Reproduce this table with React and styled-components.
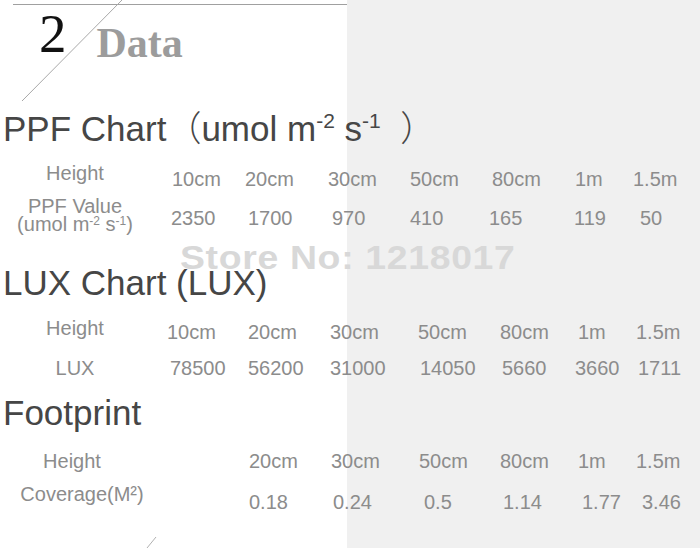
import React from "react";
import styled, { createGlobalStyle } from "styled-components";

const toTemplate = (xs) =>
  [xs[0], ...xs.slice(1).map((x, i) => x - xs[i])].map((w) => `${w}px`).join(" ") + " auto";

const DataRow = ({ row }) => (
  <StRow $template={toTemplate(row.xs)} $gap={row.gap}>
    <StLabel $lift={row.lift} $w={row.labelWidth || 150} $tight={row.tight}>
      {row.label}
    </StLabel>
    {row.cells.map((c, i) => (
      <StCell key={i}>{c}</StCell>
    ))}
  </StRow>
);

const App = () => {
  return (
    <StPage>
      <GlobalStyle />

      <StHeader>
        <StRule />
        <StTitleRow>
          <StNumber>2</StNumber>
          <StData>Data</StData>
        </StTitleRow>
      </StHeader>

      <StHeading>
        PPF Chart<StWide>（</StWide>umol m<StHeadSup>-2</StHeadSup> s<StHeadSup>-1</StHeadSup>
        {"\u00a0\u00a0"}
        <StWide>）</StWide>
      </StHeading>
      {ppfRows.map((r, i) => (
        <DataRow key={i} row={r} />
      ))}

      <StHeading $gap={35}>LUX Chart (LUX)</StHeading>
      {luxRows.map((r, i) => (
        <DataRow key={i} row={r} />
      ))}

      <StHeading $gap={15}>Footprint</StHeading>
      {footRows.map((r, i) => (
        <DataRow key={i} row={r} />
      ))}

      <StWatermark>Store No: 1218017</StWatermark>

      <StLines width="700" height="548" viewBox="0 0 700 548">
        <line x1="122" y1="0" x2="22" y2="101" stroke="#a8a8a8" strokeWidth="1" />
        <line x1="147" y1="548" x2="156" y2="537" stroke="#b0b0b0" strokeWidth="1" />
      </StLines>
    </StPage>
  );
};

export default App;

const GlobalStyle = createGlobalStyle`
  body {
    margin: 0;
    background: #fff;
  }
`;

const Sup = styled.sup`
  font-size: 12px;
  line-height: 0;
  vertical-align: 6px;
`;

const StPage = styled.div`
  position: relative;
  width: 700px;
  height: 548px;
  overflow: hidden;

  background: linear-gradient(to right, #fff 347px, #f0f0f0 347px);
  font-family: "Liberation Sans", Arial, sans-serif;
`;

const StHeader = styled.header`
  display: flex;
  flex-direction: column;

  height: 106px;
  padding-left: 13px;
  box-sizing: border-box;
`;

const StRule = styled.div`
  width: 334px;
  height: 1px;
  margin-top: 4px;

  background-color: #a0a0a0;
`;

const StTitleRow = styled.div`
  display: flex;
  align-items: flex-start;

  margin-top: 1px;
`;

const StNumber = styled.span`
  margin-left: 26px;

  font-family: "Liberation Serif", "Times New Roman", serif;
  font-size: 55px;
  line-height: 55px;
  color: #111;
`;

const StData = styled.span`
  margin-left: 30px;
  margin-top: 16px;

  font-family: "Liberation Serif", "Times New Roman", serif;
  font-weight: 700;
  font-size: 42px;
  line-height: 42px;
  color: #9c9c9c;
`;

const StHeading = styled.h2`
  margin: ${({ $gap }) => $gap || 0}px 0 0;
  padding-left: 3px;

  font-size: 35px;
  font-weight: 400;
  line-height: 40px;
  color: #464646;
  white-space: nowrap;
`;

const StWide = styled.span`
  font-family: "Noto Sans CJK SC", sans-serif;
  font-weight: 300;
`;

const StHeadSup = styled.sup`
  font-size: 21px;
  line-height: 0;
  vertical-align: 13px;
`;

const StRow = styled.div`
  display: grid;
  grid-template-columns: ${({ $template }) => $template};
  align-items: end;

  margin-top: ${({ $gap }) => $gap}px;
`;

const StLabel = styled.div`
  width: ${({ $w }) => $w}px;
  margin-bottom: ${({ $lift }) => $lift}px;

  font-size: 20px;
  line-height: ${({ $tight }) => ($tight ? "18px" : "20px")};
  color: #8c8c8c;
  text-align: center;
  white-space: nowrap;
`;

const StCell = styled.div`
  font-size: 20px;
  line-height: 20px;
  color: #8c8c8c;
  white-space: nowrap;
`;

const StWatermark = styled.div`
  position: absolute;
  top: 240px;
  left: 180px;

  font-size: 34px;
  font-weight: 700;
  line-height: 34px;
  letter-spacing: 0.6px;
  color: #d8d8d8;
  white-space: nowrap;

  transform: scaleX(1.1);
  transform-origin: left top;
`;

const StLines = styled.svg`
  position: absolute;
  top: 0;
  left: 0;

  pointer-events: none;
`;

const ppfRows = [
  {
    label: "Height",
    lift: 6,
    gap: 14,
    xs: [172, 245, 328, 410, 492, 575, 633],
    cells: ["10cm", "20cm", "30cm", "50cm", "80cm", "1m", "1.5m"],
  },
  {
    label: (
      <>
        PPF Value
        <br />
        (umol m<Sup>-2</Sup> s<Sup>-1</Sup>)
      </>
    ),
    lift: -5,
    gap: 8,
    tight: true,
    xs: [171, 248, 332, 410, 489, 574, 640],
    cells: ["2350", "1700", "970", "410", "165", "119", "50"],
  },
];

const luxRows = [
  {
    label: "Height",
    lift: 4,
    gap: 15,
    xs: [167, 248, 330, 418, 500, 578, 636],
    cells: ["10cm", "20cm", "30cm", "50cm", "80cm", "1m", "1.5m"],
  },
  {
    label: "LUX",
    lift: 0,
    gap: 16,
    xs: [170, 248, 330, 420, 502, 575, 638],
    cells: ["78500", "56200", "31000", "14050", "5660", "3660", "1711"],
  },
];

const footRows = [
  {
    label: "Height",
    lift: 0,
    gap: 18,
    labelWidth: 144,
    xs: [249, 331, 419, 500, 578, 636],
    cells: ["20cm", "30cm", "50cm", "80cm", "1m", "1.5m"],
  },
  {
    label: "Coverage(M²)",
    lift: 8,
    gap: 13,
    labelWidth: 164,
    xs: [249, 333, 424, 503, 582, 642],
    cells: ["0.18", "0.24", "0.5", "1.14", "1.77", "3.46"],
  },
];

• Goal of the exercise:
Skip the pictures, please, and transcribe only the lines from the beginning of the material through the one that contains "<GlobalStyle />".

• Output:
Reproduce this table with React and styled-components.
import React from "react";
import styled, { createGlobalStyle } from "styled-components";

const toTemplate = (xs) =>
  [xs[0], ...xs.slice(1).map((x, i) => x - xs[i])].map((w) => `${w}px`).join(" ") + " auto";

const DataRow = ({ row }) => (
  <StRow $template={toTemplate(row.xs)} $gap={row.gap}>
    <StLabel $lift={row.lift} $w={row.labelWidth || 150} $tight={row.tight}>
      {row.label}
    </StLabel>
    {row.cells.map((c, i) => (
      <StCell key={i}>{c}</StCell>
    ))}
  </StRow>
);

const App = () => {
  return (
    <StPage>
      <GlobalStyle />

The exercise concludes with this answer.